Work to do: Extract each line of the material that follows exactly and omit its pictures.

——————————

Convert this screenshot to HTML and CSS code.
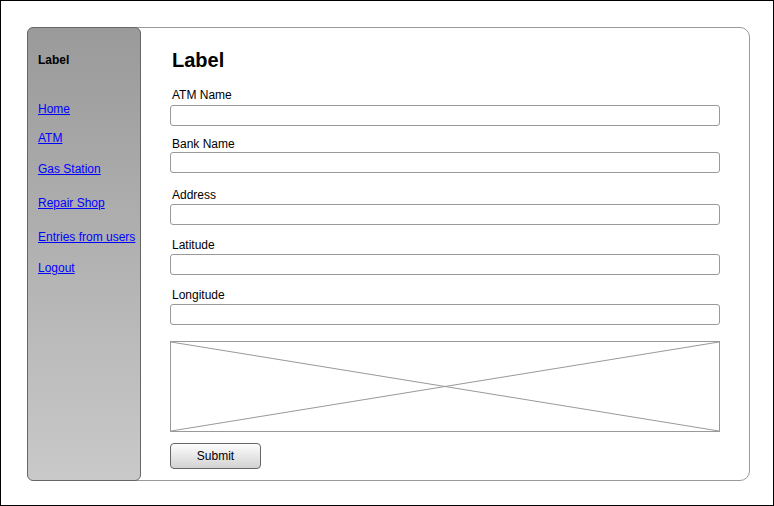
FILE: index.html
```html
<!DOCTYPE html>
<html>
<head>
<meta charset="utf-8">
<link rel="stylesheet" href="styles.css">
</head>
<body>
<div class="frame">
  <div class="sidebar">
    <div class="side-label">Label</div>
    <a class="nav nav-home" href="#">Home</a>
    <a class="nav nav-atm" href="#">ATM</a>
    <a class="nav nav-gas" href="#">Gas Station</a>
    <a class="nav nav-repair" href="#">Repair Shop</a>
    <a class="nav nav-entries" href="#">Entries from users</a>
    <a class="nav nav-logout" href="#">Logout</a>
  </div>
  <div class="main">
    <h1 class="title">Label</h1>
    <div class="field f-atm"><label class="flabel">ATM Name</label><input class="finput" type="text"></div>
    <div class="field f-bank"><label class="flabel lab-bank">Bank Name</label><input class="finput" type="text"></div>
    <div class="field f-addr"><label class="flabel lab-low">Address</label><input class="finput" type="text"></div>
    <div class="field f-lat"><label class="flabel lab-low">Latitude</label><input class="finput" type="text"></div>
    <div class="field f-lon"><label class="flabel lab-low">Longitude</label><input class="finput" type="text"></div>
    <div class="placeholder">
      <svg class="xsvg" viewBox="0 0 100 100" preserveAspectRatio="none">
        <line x1="0" y1="0" x2="100" y2="100" vector-effect="non-scaling-stroke"/>
        <line x1="0" y1="100" x2="100" y2="0" vector-effect="non-scaling-stroke"/>
      </svg>
    </div>
    <button class="submit" type="button">Submit</button>
  </div>
</div>
</body>
</html>
```
FILE: styles.css
```css
* { box-sizing: border-box; }
html, body { margin: 0; padding: 0; }
body {
  width: 774px;
  height: 506px;
  border: 1px solid #000;
  padding: 26px 0 0 26px;
  background: #fff;
  font-family: "Liberation Sans", Arial, sans-serif;
  font-size: 12px;
  color: #000;
}
.frame {
  display: flex;
  width: 723px;
  height: 454px;
  border: 1px solid #999;
  border-radius: 10px;
}
.sidebar {
  width: 114px;
  margin: -1px 0 -1px -1px;
  border: 1px solid #666;
  border-radius: 6px;
  background: linear-gradient(to bottom, #9a9a9a, #c9c9c9);
  display: flex;
  flex-direction: column;
  align-items: flex-start;
  padding: 25px 0 0 10px;
}
.side-label {
  font-weight: bold;
  line-height: 14px;
}
.nav {
  color: #0000ff;
  text-decoration: underline;
  line-height: 14px;
}
.nav-home { margin-top: 35px; }
.nav-atm { margin-top: 15px; }
.nav-gas { margin-top: 17px; }
.nav-repair { margin-top: 20px; }
.nav-entries { margin-top: 20px; }
.nav-logout { margin-top: 17px; }
.main {
  flex: 1;
  display: flex;
  flex-direction: column;
  align-items: flex-start;
  padding: 21px 0 0 29px;
}
.title {
  margin: 0 0 0 2px;
  font-size: 20px;
  line-height: 23px;
  font-weight: bold;
}
.field {
  display: flex;
  flex-direction: column;
  align-items: flex-start;
}
.f-atm { margin-top: 16px; }
.f-bank { margin-top: 11px; }
.f-addr { margin-top: 15px; }
.f-lat { margin-top: 13px; }
.f-lon { margin-top: 13px; }
.flabel {
  margin: 0 0 3px 2px;
  line-height: 14px;
}
.lab-bank { margin-bottom: 1px; }
.lab-low { margin-bottom: 2px; }
.finput {
  width: 550px;
  height: 21px;
  margin: 0;
  border: 1px solid #999;
  border-radius: 3px;
  background: #fff;
  padding: 0 4px;
  font: inherit;
}
.placeholder {
  margin-top: 16px;
  width: 550px;
  height: 91px;
  border: 1px solid #999;
}
.xsvg {
  display: block;
  width: 100%;
  height: 100%;
}
.xsvg line {
  stroke: #999;
  stroke-width: 1;
}
.submit {
  margin-top: 11px;
  width: 91px;
  height: 26px;
  border: 1px solid #666;
  border-radius: 4px;
  background: linear-gradient(to bottom, #fdfdfd, #d2d2d2);
  font-family: "Liberation Sans", Arial, sans-serif;
  font-size: 12px;
  color: #000;
  padding: 0;
}
```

——————————

Result of the task:
Convert this screenshot to HTML and CSS code.
FILE: index.html
```html
<!DOCTYPE html>
<html>
<head>
<meta charset="utf-8">
<link rel="stylesheet" href="styles.css">
</head>
<body>
<div class="frame">
  <div class="sidebar">
    <div class="side-label">Label</div>
    <a class="nav nav-home" href="#">Home</a>
    <a class="nav nav-atm" href="#">ATM</a>
    <a class="nav nav-gas" href="#">Gas Station</a>
    <a class="nav nav-repair" href="#">Repair Shop</a>
    <a class="nav nav-entries" href="#">Entries from users</a>
    <a class="nav nav-logout" href="#">Logout</a>
  </div>
  <div class="main">
    <h1 class="title">Label</h1>
    <div class="field f-atm"><label class="flabel">ATM Name</label><input class="finput" type="text"></div>
    <div class="field f-bank"><label class="flabel lab-bank">Bank Name</label><input class="finput" type="text"></div>
    <div class="field f-addr"><label class="flabel lab-low">Address</label><input class="finput" type="text"></div>
    <div class="field f-lat"><label class="flabel lab-low">Latitude</label><input class="finput" type="text"></div>
    <div class="field f-lon"><label class="flabel lab-low">Longitude</label><input class="finput" type="text"></div>
    <div class="placeholder">
      <svg class="xsvg" viewBox="0 0 100 100" preserveAspectRatio="none">
        <line x1="0" y1="0" x2="100" y2="100" vector-effect="non-scaling-stroke"/>
        <line x1="0" y1="100" x2="100" y2="0" vector-effect="non-scaling-stroke"/>
      </svg>
    </div>
    <button class="submit" type="button">Submit</button>
  </div>
</div>
</body>
</html>
```
FILE: styles.css
```css
* { box-sizing: border-box; }
html, body { margin: 0; padding: 0; }
body {
  width: 774px;
  height: 506px;
  border: 1px solid #000;
  padding: 26px 0 0 26px;
  background: #fff;
  font-family: "Liberation Sans", Arial, sans-serif;
  font-size: 12px;
  color: #000;
}
.frame {
  display: flex;
  width: 723px;
  height: 454px;
  border: 1px solid #999;
  border-radius: 10px;
}
.sidebar {
  width: 114px;
  margin: -1px 0 -1px -1px;
  border: 1px solid #666;
  border-radius: 6px;
  background: linear-gradient(to bottom, #9a9a9a, #c9c9c9);
  display: flex;
  flex-direction: column;
  align-items: flex-start;
  padding: 25px 0 0 10px;
}
.side-label {
  font-weight: bold;
  line-height: 14px;
}
.nav {
  color: #0000ff;
  text-decoration: underline;
  line-height: 14px;
}
.nav-home { margin-top: 35px; }
.nav-atm { margin-top: 15px; }
.nav-gas { margin-top: 17px; }
.nav-repair { margin-top: 20px; }
.nav-entries { margin-top: 20px; }
.nav-logout { margin-top: 17px; }
.main {
  flex: 1;
  display: flex;
  flex-direction: column;
  align-items: flex-start;
  padding: 21px 0 0 29px;
}
.title {
  margin: 0 0 0 2px;
  font-size: 20px;
  line-height: 23px;
  font-weight: bold;
}
.field {
  display: flex;
  flex-direction: column;
  align-items: flex-start;
}
.f-atm { margin-top: 16px; }
.f-bank { margin-top: 11px; }
.f-addr { margin-top: 15px; }
.f-lat { margin-top: 13px; }
.f-lon { margin-top: 13px; }
.flabel {
  margin: 0 0 3px 2px;
  line-height: 14px;
}
.lab-bank { margin-bottom: 1px; }
.lab-low { margin-bottom: 2px; }
.finput {
  width: 550px;
  height: 21px;
  margin: 0;
  border: 1px solid #999;
  border-radius: 3px;
  background: #fff;
  padding: 0 4px;
  font: inherit;
}
.placeholder {
  margin-top: 16px;
  width: 550px;
  height: 91px;
  border: 1px solid #999;
}
.xsvg {
  display: block;
  width: 100%;
  height: 100%;
}
.xsvg line {
  stroke: #999;
  stroke-width: 1;
}
.submit {
  margin-top: 11px;
  width: 91px;
  height: 26px;
  border: 1px solid #666;
  border-radius: 4px;
  background: linear-gradient(to bottom, #fdfdfd, #d2d2d2);
  font-family: "Liberation Sans", Arial, sans-serif;
  font-size: 12px;
  color: #000;
  padding: 0;
}
```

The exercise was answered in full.